My self employment followed a period of eighteen months or so working for HG Welds, two creative metalworkers in Hayle who had decided to close leaving some of their customers looking for a new supplier.
I'm grateful to Paul Northern who I assisted with a few jobs when he set up on his own working mainly in stainless steel.
He said he was happy for me to supply those that wished to stock similar work that I had made for HG Welds and even advised me on pricing and my initial business plan.
Prior to this I was employed in the Blacksmith's shop at South Crofty Mine, the last working tin mine in Cornwall before it's closure. It is there that I began making steel candleholders and the odd mirror frame. Some were ground, coloured and sprayed others painted but were all of a twisted organic style. When the mine closed I had seen some of HG Welds work in Truro and could see definite similarities in the fluidity of the forms but with their added feature of the use of copper.
Very much out of my comfort zone I took some pictures of the things I'd made down to see if they could do with any help.

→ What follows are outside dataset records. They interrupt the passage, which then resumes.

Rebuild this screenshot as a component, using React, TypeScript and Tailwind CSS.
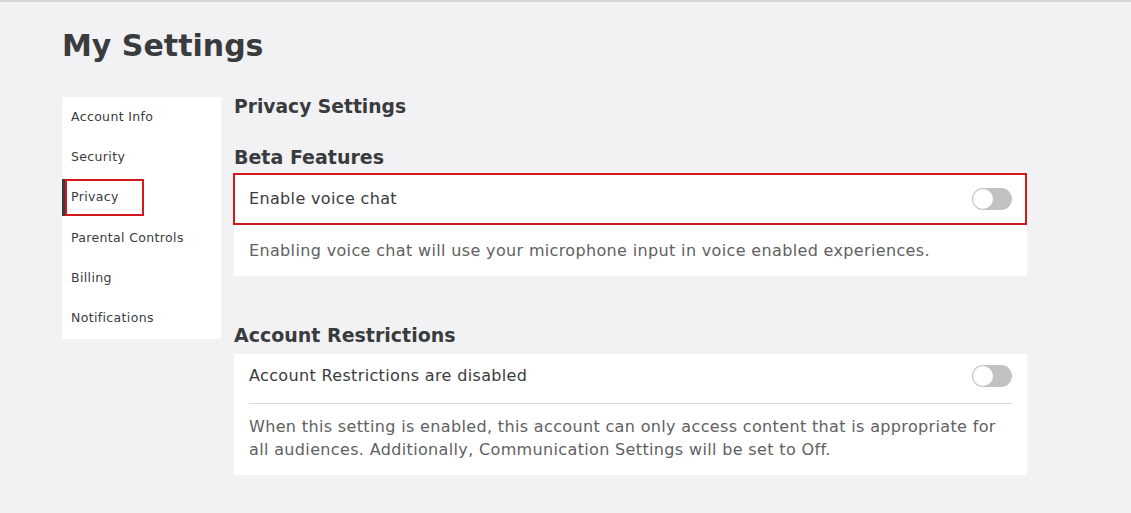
import React from "react";

const font = { fontFamily: '"DejaVu Sans", "Open Sans", sans-serif' };

function Toggle() {
  return (
    <div className="w-[40px] h-[22px] rounded-full bg-[#c2c2c2] relative shrink-0">
      <div className="absolute left-[1px] top-[1px] w-[20px] h-[20px] rounded-full bg-white" />
    </div>
  );
}

const navItems = ["Account Info", "Security", "Privacy", "Parental Controls", "Billing", "Notifications"];

export default function App() {
  return (
    <div className="w-[1131px] h-[513px] bg-[#f2f2f5] border-t-2 border-[#d6d6d6] text-[#393b3d] overflow-hidden" style={font}>
      <div className="pl-[62px] pt-[24px]">
        <h1 className="text-[30px] font-bold leading-[40px]">My Settings</h1>
        <div className="flex mt-[31px]">
          <div className="w-[159px] h-[242px] bg-white shrink-0">
            {navItems.map((item) => (
              <div key={item} className="h-[40.3px] flex items-center relative">
                {item === "Privacy" && (
                  <>
                    <div className="absolute left-0 top-[1px] w-[3px] h-[37px] bg-[#393b3d]" />
                    <div className="absolute left-[3px] top-[1px] w-[79px] h-[37px] border-2 border-[#d3181e]" />
                  </>
                )}
                <span className="pl-[9px] text-[12.5px] tracking-[0.35px] text-[#393b3d]">{item}</span>
              </div>
            ))}
          </div>
          <div className="ml-[13px] w-[793px] text-[16px] tracking-[0.35px]">
            <h2 className="text-[18.7px] font-bold leading-[24px] tracking-normal -mt-[2px]">Privacy Settings</h2>
            <h3 className="text-[19px] font-bold leading-[24px] tracking-normal mt-[26px]">Beta Features</h3>
            <div className="bg-white mt-[4px]">
              <div className="h-[52px] border-2 border-[#d3181e] -ml-[1px] flex items-center justify-between pl-[14px] pr-[13px]">
                <span>Enable voice chat</span>
                <Toggle />
              </div>
              <div className="h-[51px] flex items-center pl-[15px] text-[#606162]">
                Enabling voice chat will use your microphone input in voice enabled experiences.
              </div>
            </div>
            <h3 className="text-[19px] font-bold leading-[24px] tracking-normal mt-[47px]">Account Restrictions</h3>
            <div className="bg-white mt-[7px] px-[15px] pt-[10px] pb-[14px]">
              <div className="pb-[15px] flex items-center justify-between border-b border-[#dadada]">
                <span>Account Restrictions are disabled</span>
                <Toggle />
              </div>
              <p className="leading-[23px] text-[#606162] mt-[11px]">
                When this setting is enabled, this account can only access content that is appropriate for all audiences. Additionally, Communication Settings will be set to Off.
              </p>
            </div>
          </div>
        </div>
      </div>
    </div>
  );
}
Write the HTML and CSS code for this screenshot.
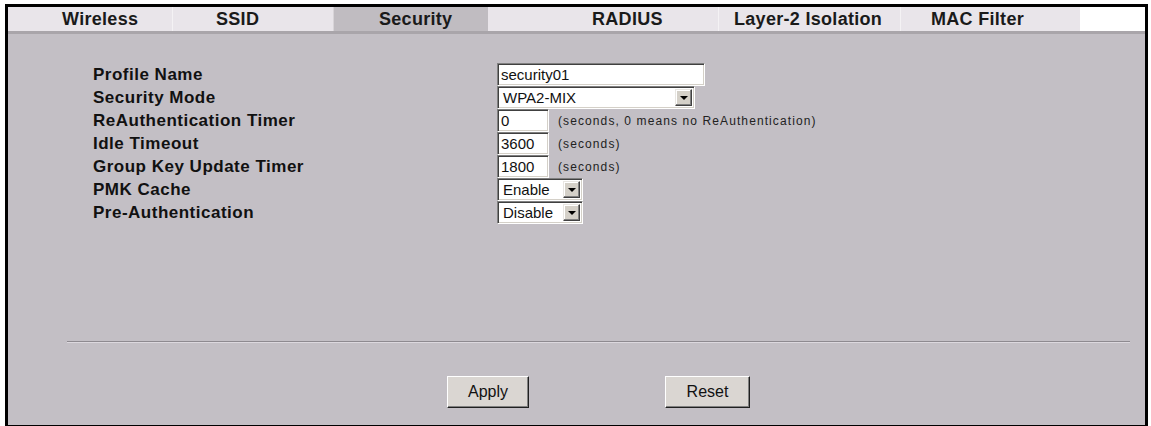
FILE: index.html
```html
<!DOCTYPE html>
<html>
<head>
<meta charset="utf-8">
<link rel="stylesheet" href="styles.css">
</head>
<body>
<div class="frame">
  <div class="tabs">
    <div class="tab t-wireless">Wireless</div>
    <div class="tab t-ssid">SSID</div>
    <div class="tab t-security active">Security</div>
    <div class="tab t-radius">RADIUS</div>
    <div class="tab t-l2">Layer-2 Isolation</div>
    <div class="tab t-mac">MAC Filter</div>
    <div class="tab-fill"></div>
  </div>
  <div class="content">
    <div class="form">
      <div class="label">Profile Name</div>
      <div class="field"><input class="text wide" type="text" value="security01"></div>

      <div class="label">Security Mode</div>
      <div class="field"><div class="select s-mode"><span class="sel-text">WPA2-MIX</span><span class="arrow"></span></div></div>

      <div class="label">ReAuthentication Timer</div>
      <div class="field"><input class="text short" type="text" value="0"><span class="hint">(seconds, 0 means no ReAuthentication)</span></div>

      <div class="label">Idle Timeout</div>
      <div class="field"><input class="text short" type="text" value="3600"><span class="hint">(seconds)</span></div>

      <div class="label">Group Key Update Timer</div>
      <div class="field"><input class="text short" type="text" value="1800"><span class="hint">(seconds)</span></div>

      <div class="label">PMK Cache</div>
      <div class="field"><div class="select s-small"><span class="sel-text">Enable</span><span class="arrow"></span></div></div>

      <div class="label">Pre-Authentication</div>
      <div class="field"><div class="select s-small"><span class="sel-text">Disable</span><span class="arrow"></span></div></div>
    </div>
    <div class="sep"></div>
    <div class="buttons">
      <button class="btn b-apply">Apply</button>
      <button class="btn b-reset">Reset</button>
    </div>
  </div>
</div>
</body>
</html>
```
FILE: styles.css
```css
html, body {
  margin: 0;
  padding: 0;
  background: #ffffff;
}
body {
  font-family: "Liberation Sans", Arial, sans-serif;
}
.frame {
  margin: 4px 3px 0 5px;
  height: 418px;
  border: 3px solid #000;
  background: #c3bfc5;
  display: flex;
  flex-direction: column;
  box-sizing: content-box;
}
.tabs {
  display: flex;
  height: 24px;
  border-bottom: 3px solid #a9a5aa;
}
.tab {
  background: #e9e5ea;
  font-weight: bold;
  font-size: 18px;
  letter-spacing: 0.3px;
  color: #1a1a1a;
  text-align: left;
  line-height: 24px;
  border-left: 1px solid #f4f2f4;
  box-sizing: border-box;
  white-space: nowrap;
}
.tab.active {
  background: #c0bcc1;
  border-left: 1px solid #d8d4d8;
}
.t-wireless { width: 164px; padding-left: 54px; border-left: none; }
.t-ssid { width: 161px; padding-left: 43px; }
.t-security { width: 155px; padding-left: 45px; }
.t-radius { width: 230px; padding-left: 104px; border-left: none; }
.t-l2 { width: 182px; padding-left: 15px; }
.t-mac { width: 180px; padding-left: 30px; }
.tab-fill {
  flex: 1;
  background: #ffffff;
}
.content {
  flex: 1;
  display: flex;
  flex-direction: column;
}
.form {
  margin: 29px 0 0 85px;
  display: grid;
  grid-template-columns: 404px auto;
  grid-auto-rows: 23px;
  align-items: center;
}
.label {
  font-weight: bold;
  font-size: 17px;
  letter-spacing: 0.5px;
  color: #111;
}
.field {
  display: flex;
  align-items: center;
  height: 23px;
}
.text {
  height: 23px;
  box-sizing: border-box;
  border: 1px solid;
  border-color: #808080 #ffffff #ffffff #808080;
  box-shadow: inset 1px 1px 0 #404040, inset -1px -1px 0 #d4d0c8;
  background: #fff;
  font-family: "Liberation Sans", Arial, sans-serif;
  font-size: 15px;
  color: #111;
  padding: 0 3px;
  margin: 0;
  outline: none;
}
.wide { width: 208px; }
.short { width: 52px; }
.hint {
  margin-left: 9px;
  font-size: 12px;
  letter-spacing: 1.1px;
  color: #222;
}
.select {
  height: 23px;
  box-sizing: border-box;
  border: 1px solid;
  border-color: #808080 #ffffff #ffffff #808080;
  box-shadow: inset 1px 1px 0 #404040, inset -1px -1px 0 #d4d0c8;
  background: #fff;
  display: flex;
  align-items: center;
  padding: 2px;
}
.s-mode { width: 198px; }
.s-small { width: 86px; }
.sel-text {
  flex: 1;
  font-size: 15px;
  color: #111;
  padding-left: 3px;
  white-space: nowrap;
}
.arrow {
  width: 17px;
  height: 17px;
  flex: none;
  box-sizing: border-box;
  background: #d4d0c8;
  border: 1px solid;
  border-color: #e8e6e2 #404040 #404040 #e8e6e2;
  box-shadow: inset -1px -1px 0 #808080, inset 1px 1px 0 #ffffff;
  display: flex;
  align-items: center;
  justify-content: center;
}
.arrow::after {
  content: "";
  border-left: 4px solid transparent;
  border-right: 4px solid transparent;
  border-top: 4px solid #000;
}
.sep {
  margin: 117px 15px 0 59px;
  height: 1px;
  background: #8e8a90;
  border-bottom: 1px solid #dcd8de;
}
.buttons {
  display: flex;
  margin: 33px 0 0 439px;
  gap: 136px;
}
.btn {
  height: 32px;
  box-sizing: border-box;
  background: #dad6d2;
  border: 1px solid;
  border-color: #ffffff #202020 #202020 #ffffff;
  box-shadow: inset -1px -1px 0 #808080;
  font-family: "Liberation Sans", Arial, sans-serif;
  font-size: 16px;
  color: #111;
  padding: 0;
}
.b-apply { width: 82px; }
.b-reset { width: 85px; }
```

Some time later I was offered a trial.
There are three main areas in which I now work;
Metal art/craft work made mainly from steel and recycled copper. This includes items such as candlesticks, clocks, mirrors, bowls and non-functional pieces.
Sculptural one off and commissioned items, functional or non-functional.
More traditional gates, railings, general fabrication etc which have been produced for private customers, builders, churches, surgeries, shops and other businesses.
A variety of equipment and processes are used in the production including mig welding, brazing, soldering, plasma cutting, oxy-acetylene burning and heat colouring, angle grinders, spray guns etc. The majority of the art/craft work is ground steel and recycled copper with welded/braised detail, coloured by heat and then lacquered.
I like the idea that everyday items that have come to the end of their ‘useful’ life can be transformed into a desirable form. If that form can also hide the furious activity needed in its creation then even better.